▶ _Dataset excerpts_
────────────────

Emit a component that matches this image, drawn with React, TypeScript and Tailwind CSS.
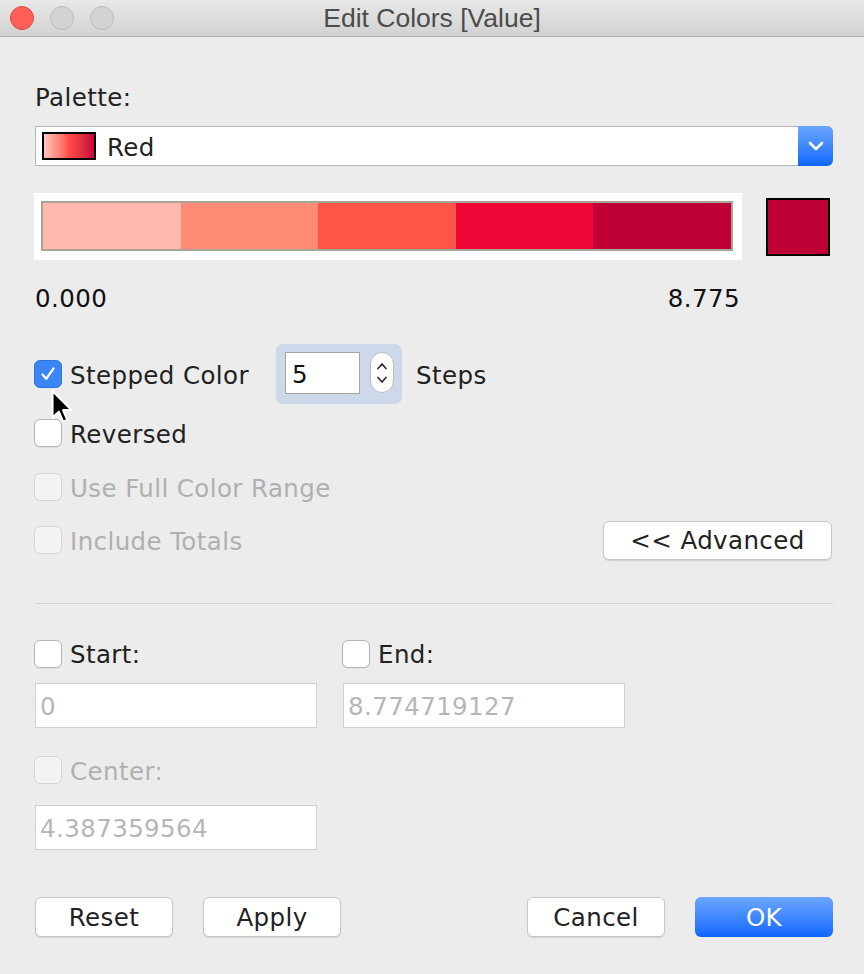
import React from "react";

const FONT = { fontFamily: '"DejaVu Sans", "Noto Sans", sans-serif' };

function Checkbox({ checked = false, disabled = false }: { checked?: boolean; disabled?: boolean }) {
  if (checked) {
    return (
      <div className="w-[28px] h-[28px] rounded-[6px] bg-[#3a86f6] border border-[#2f73dc] flex items-center justify-center shrink-0">
        <svg width="18" height="16" viewBox="0 0 18 16">
          <path d="M3.5 8.5 L7.2 12.8 L14.5 2.5" fill="none" stroke="white" strokeWidth="2.2" strokeLinecap="round" strokeLinejoin="round" />
        </svg>
      </div>
    );
  }
  return (
    <div
      className={
        disabled
          ? "w-[28px] h-[28px] rounded-[6px] bg-[#f3f3f3] border border-[#d6d6d6] shrink-0"
          : "w-[28px] h-[28px] rounded-[6px] bg-white border border-[#b5b5b5] shadow-[0_1px_0_rgba(0,0,0,0.06)] shrink-0"
      }
    />
  );
}

function CheckRow({ label, checked, disabled }: { label: string; checked?: boolean; disabled?: boolean }) {
  return (
    <div className="flex items-center gap-[8px]">
      <Checkbox checked={checked} disabled={disabled} />
      <span className={disabled ? "mt-[3px] text-[#b0b0b0]" : "mt-[3px] text-[#222]"}>{label}</span>
    </div>
  );
}

function Button({ label, primary }: { label: string; primary?: boolean }) {
  return (
    <div
      className={
        primary
          ? "w-[138px] h-[40px] rounded-[6px] bg-gradient-to-b from-[#6ba6fe] to-[#0b65fe] text-white flex items-center justify-center pt-[2px]"
          : "w-[138px] h-[40px] rounded-[6px] bg-white border border-[#c8c8c8] shadow-[0_1px_1px_rgba(0,0,0,0.12)] text-[#222] flex items-center justify-center pt-[2px]"
      }
    >
      {label}
    </div>
  );
}

export default function App() {
  const segs = ["#ffb9ae", "#ff8b76", "#ff5548", "#ee0637", "#be0036"];
  return (
    <div className="w-[864px] h-[974px] bg-[#ececec] flex flex-col text-[24.5px] tracking-[0.4px] leading-[30px] relative overflow-hidden" style={FONT}>
      {/* Title bar */}
      <div className="h-[37px] shrink-0 bg-gradient-to-b from-[#e8e8e8] to-[#d2d2d2] border-b border-[#b2b2b2] grid grid-cols-[1fr_auto_1fr] items-center">
        <div className="flex items-center gap-[16px] pl-[10px]">
          <div className="w-[24px] h-[24px] rounded-full bg-[#fe5f57] border border-[#e1463f]" />
          <div className="w-[24px] h-[24px] rounded-full bg-[#d3d3d3] border border-[#bcbcbc]" />
          <div className="w-[24px] h-[24px] rounded-full bg-[#d3d3d3] border border-[#bcbcbc]" />
        </div>
        <div className="text-[26.5px] tracking-normal text-[#4c4c4c]" style={{ fontFamily: '"Liberation Sans", Arial, sans-serif' }}>
          Edit Colors [Value]
        </div>
        <div />
      </div>

      <div className="pl-[35px] pr-[31px] flex flex-col">
        <div className="mt-[44px] h-[30px] pt-[2px] text-[#222]">Palette:</div>

        {/* Dropdown */}
        <div className="mt-[15px] h-[40px] flex bg-white border border-[#b6b6b6] rounded-r-[6px]">
          <div className="flex-1 flex items-center pl-[6px] gap-[11px]">
            <div className="w-[54px] h-[28px] border-2 border-black bg-gradient-to-r from-[#ffc6bd] via-[#ff4a45] to-[#c8003a]" />
            <span className="mt-[4px] text-[#222]">Red</span>
          </div>
          <div className="w-[35px] -my-px -mr-px rounded-r-[6px] bg-gradient-to-b from-[#6ba6fe] to-[#0b65fe] flex items-center justify-center">
            <svg width="16" height="10" viewBox="0 0 16 10">
              <path d="M2 2 L8 8 L14 2" fill="none" stroke="white" strokeWidth="2.6" strokeLinecap="round" strokeLinejoin="round" />
            </svg>
          </div>
        </div>

        {/* Color bar */}
        <div className="mt-[27px] h-[67px] flex items-center -ml-px">
          <div className="w-[708px] h-[67px] bg-white pl-[7px] pt-[8px]">
            <div className="w-[692px] h-[50px] border-2 border-[#a9a596] flex">
              {segs.map((c) => (
                <div key={c} className="flex-1" style={{ backgroundColor: c }} />
              ))}
            </div>
          </div>
          <div className="ml-[24px] w-[64px] h-[58px] bg-[#be0036] border-2 border-black" />
        </div>

        {/* numbers */}
        <div className="mt-[22px] h-[30px] pt-[2px] w-[705px] flex justify-between text-[#111]">
          <span>0.000</span>
          <span>8.775</span>
        </div>

        {/* Stepped row */}
        <div className="mt-[32px] h-[60px] flex items-center -ml-px">
          <div className="w-[242px]">
            <CheckRow label="Stepped Color" checked />
          </div>
          <div className="w-[126px] h-[60px] rounded-[7px] bg-[#cdd9ea] flex items-start pl-[9px] pt-[8px] gap-[10px]">
            <div className="w-[75px] h-[42px] bg-white border border-[#a5a5a5] flex items-center pl-[6px] pt-[3px] text-[#111]">5</div>
            <div className="w-[24px] h-[41px] bg-white border border-[#bdbdbd] rounded-[12px] flex flex-col items-center justify-center gap-[6px]">
              <svg width="12" height="8" viewBox="0 0 12 8">
                <path d="M2 6.5 L6 2 L10 6.5" fill="none" stroke="#333" strokeWidth="1.8" strokeLinecap="round" strokeLinejoin="round" />
              </svg>
              <svg width="12" height="8" viewBox="0 0 12 8">
                <path d="M2 1.5 L6 6 L10 1.5" fill="none" stroke="#333" strokeWidth="1.8" strokeLinecap="round" strokeLinejoin="round" />
              </svg>
            </div>
          </div>
          <span className="ml-[14px] mt-[3px] text-[#222]">Steps</span>
        </div>

        <div className="mt-[14px] h-[30px] flex items-center -ml-px">
          <CheckRow label="Reversed" />
        </div>
        <div className="mt-[24px] h-[30px] flex items-center -ml-px">
          <CheckRow label="Use Full Color Range" disabled />
        </div>
        <div className="mt-[18px] h-[40px] flex items-center justify-between -ml-px">
          <CheckRow label="Include Totals" disabled />
          <div className="w-[229px] h-[39px] rounded-[6px] bg-white border border-[#c8c8c8] shadow-[0_1px_1px_rgba(0,0,0,0.12)] text-[#222] flex items-center justify-center pt-[2px] mr-px">
            &lt;&lt; Advanced
          </div>
        </div>

        <div className="mt-[43px] h-px bg-[#d2d2d2]" />

        {/* Start / End */}
        <div className="mt-[33px] h-[30px] grid grid-cols-[308px_282px] items-center -ml-px">
          <CheckRow label="Start:" />
          <CheckRow label="End:" />
        </div>
        <div className="mt-[16px] h-[45px] grid grid-cols-[282px_282px] gap-[26px] text-[#b6b6b6]">
          <div className="bg-white border border-[#d0d0d0] flex items-center pl-[4px] pt-[3px]">0</div>
          <div className="bg-white border border-[#d0d0d0] flex items-center pl-[4px] pt-[3px]">8.774719127</div>
        </div>

        <div className="mt-[27px] h-[30px] flex items-center -ml-px">
          <CheckRow label="Center:" disabled />
        </div>
        <div className="mt-[20px] h-[45px] w-[282px] bg-white border border-[#d0d0d0] flex items-center pl-[4px] pt-[3px] text-[#b6b6b6]">
          4.387359564
        </div>

        {/* Buttons */}
        <div className="mt-[47px] h-[40px] flex items-center">
          <div className="flex gap-[30px]">
            <Button label="Reset" />
            <Button label="Apply" />
          </div>
          <div className="ml-auto flex gap-[30px]">
            <Button label="Cancel" />
            <Button label="OK" primary />
          </div>
        </div>
      </div>

      {/* mouse cursor overlay */}
      <svg className="absolute left-[49px] top-[389px]" width="26" height="38" viewBox="0 0 24 36">
        <path d="M3 2 L3 27 L9 21.5 L13 31 L17 29.3 L13 20 L21 20 Z" fill="black" stroke="white" strokeWidth="2" strokeLinejoin="round" />
      </svg>
    </div>
  );
}
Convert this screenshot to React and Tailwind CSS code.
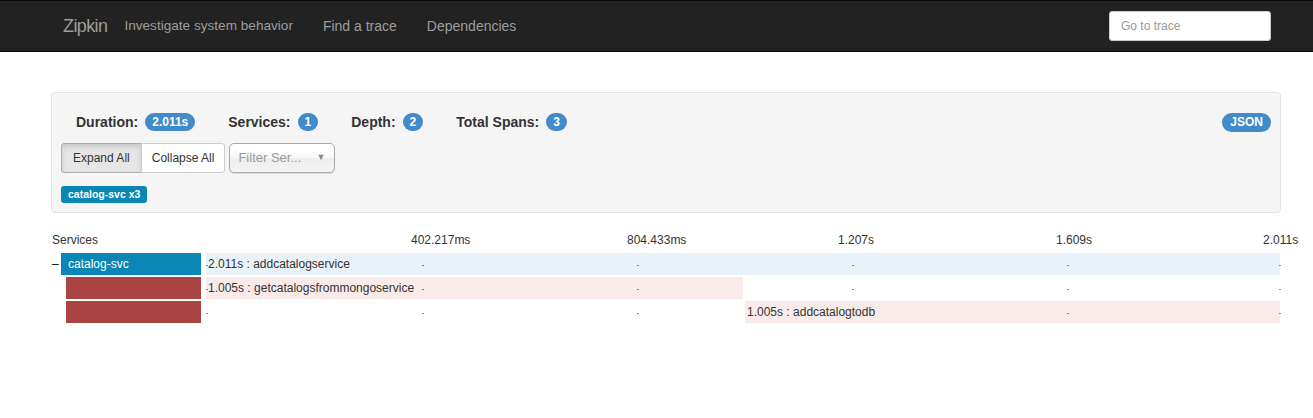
export default function App() {
  const ticks = [0, 216, 431, 646, 861, 1073];
  const labels = [
    { t: "402.217ms", l: "left-[359px]" },
    { t: "804.433ms", l: "left-[575px]" },
    { t: "1.207s", l: "left-[786px]" },
    { t: "1.609s", l: "left-[1004px]" },
    { t: "2.011s", l: "left-[1211px]" },
  ];
  const Badge = ({ children }) => (
    <span className="inline-flex h-[18px] items-center rounded-full bg-[#428bca] px-[7px] text-[12px] font-bold leading-none text-white">
      {children}
    </span>
  );
  const Stat = ({ label, value }) => (
    <div className="flex items-center gap-[7px]">
      <span className="text-[14px] font-bold text-[#333]">{label}</span>
      <Badge>{value}</Badge>
    </div>
  );
  const Ticks = () => (
    <>
      {ticks.map((x, i) => (
        <span
          key={i}
          className="absolute top-[12px] h-px w-[2px] bg-[#8a8a8a]"
          style={{ left: x }}
        />
      ))}
    </>
  );
  return (
    <div className="min-h-[418px] bg-white font-['Liberation_Sans',Arial,sans-serif] text-[#333]">
      <nav className="flex h-[52px] items-center border-y border-[#080808] bg-[#222]">
        <div className="flex w-full items-center pl-[63px]">
          <span className="text-[18px] tracking-[-0.6px] text-[#9d9d9d]">Zipkin</span>
          <span className="ml-[17px] text-[13.6px] text-[#9d9d9d]">Investigate system behavior</span>
          <span className="ml-[30px] text-[14px] text-[#9d9d9d]">Find a trace</span>
          <span className="ml-[30px] text-[14px] text-[#9d9d9d]">Dependencies</span>
          <input
            placeholder="Go to trace"
            className="ml-auto mr-[42px] h-[30px] w-[162px] rounded-[3px] border border-[#ccc] bg-white px-[11px] text-[12px] text-[#555] placeholder:text-[#999] outline-none"
          />
        </div>
      </nav>

      <div className="ml-[51px] mt-[40px] w-[1230px] rounded-[4px] border border-[#e3e3e3] bg-[#f5f5f5] px-[9px] pb-[9px] pt-[19px]">
        <div className="flex h-[20px] items-center pl-[15px]">
          <div className="flex items-center gap-[33px]">
            <Stat label="Duration:" value="2.011s" />
            <Stat label="Services:" value="1" />
            <Stat label="Depth:" value="2" />
            <Stat label="Total Spans:" value="3" />
          </div>
          <span className="ml-auto inline-flex h-[19px] items-center rounded-full bg-[#428bca] px-[8px] text-[12px] font-bold leading-none text-white">
            JSON
          </span>
        </div>
        <div className="mt-[11px] flex h-[30px] items-center">
          <button className="h-[30px] rounded-l-[3px] border border-[#adadad] bg-[#e6e6e6] px-[11px] text-[12px] text-[#333] shadow-[inset_0_3px_5px_rgba(0,0,0,0.125)]">
            Expand All
          </button>
          <button className="-ml-px h-[30px] rounded-r-[3px] border border-[#ccc] bg-white px-[10px] text-[12px] text-[#333]">
            Collapse All
          </button>
          <div className="ml-[4px] flex h-[30px] w-[106px] items-center rounded-[5px] border border-[#aaa] bg-[linear-gradient(#fff_20%,#f6f6f6_50%,#eee_52%,#f4f4f4_100%)] pl-[8px] pr-[9px] shadow-[0_1px_1px_rgba(0,0,0,0.1)]">
            <span className="text-[13px] text-[#999]">Filter Ser...</span>
            <span className="ml-auto text-[9px] text-[#888]">▼</span>
          </div>
        </div>
        <div className="mt-[13px] flex">
          <span className="inline-flex h-[17px] items-center rounded-[3px] bg-[#0a87b5] px-[7px] text-[10.5px] font-bold leading-none text-white">
            catalog-svc x3
          </span>
        </div>
      </div>

      <div className="ml-[52px] mt-[20px] w-[1248px]">
        <div className="relative h-[15px] text-[12px] leading-[15px] text-[#333]">
          <span>Services</span>
          {labels.map((l) => (
            <span key={l.t} className={`absolute top-0 ${l.l}`}>
              {l.t}
            </span>
          ))}
        </div>
        <div className="mt-[5px] flex flex-col gap-[2px] text-[12px] text-[#333]">
          <div className="flex h-[22px] items-center">
            <span className="w-[9px] leading-[22px] text-black">–</span>
            <div className="h-[22px] w-[140px] bg-[#0a87b5] pl-[7px] leading-[22px] text-white">catalog-svc</div>
            <div className="relative ml-[5px] flex h-[22px] w-[1074px]">
              <div className="h-full w-[1074px] whitespace-nowrap bg-[#eaf2f9] pl-[2px] leading-[22px]">
                2.011s : addcatalogservice
              </div>
              <Ticks />
            </div>
          </div>
          <div className="flex h-[22px] items-center pl-[14px]">
            <div className="h-[22px] w-[135px] bg-[#a94442]" />
            <div className="relative ml-[5px] flex h-[22px] w-[1074px]">
              <div className="h-full w-[537px] whitespace-nowrap bg-[#f9ebea] pl-[2px] leading-[22px]">
                1.005s : getcatalogsfrommongoservice
              </div>
              <Ticks />
            </div>
          </div>
          <div className="flex h-[22px] items-center pl-[14px]">
            <div className="h-[22px] w-[135px] bg-[#a94442]" />
            <div className="relative ml-[5px] flex h-[22px] w-[1074px]">
              <div className="ml-[539px] h-full w-[535px] whitespace-nowrap bg-[#f9ebea] pl-[2px] leading-[22px]">
                1.005s : addcatalogtodb
              </div>
              <Ticks />
            </div>
          </div>
        </div>
      </div>
    </div>
  );
}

────────────────

▶ _Given problem_
Out of the records, collect only those lines that contain the string "this".

▶ _Response_
Emit a component that matches this image, drawn with React, TypeScript and Tailwind CSS.
Convert this screenshot to React and Tailwind CSS code.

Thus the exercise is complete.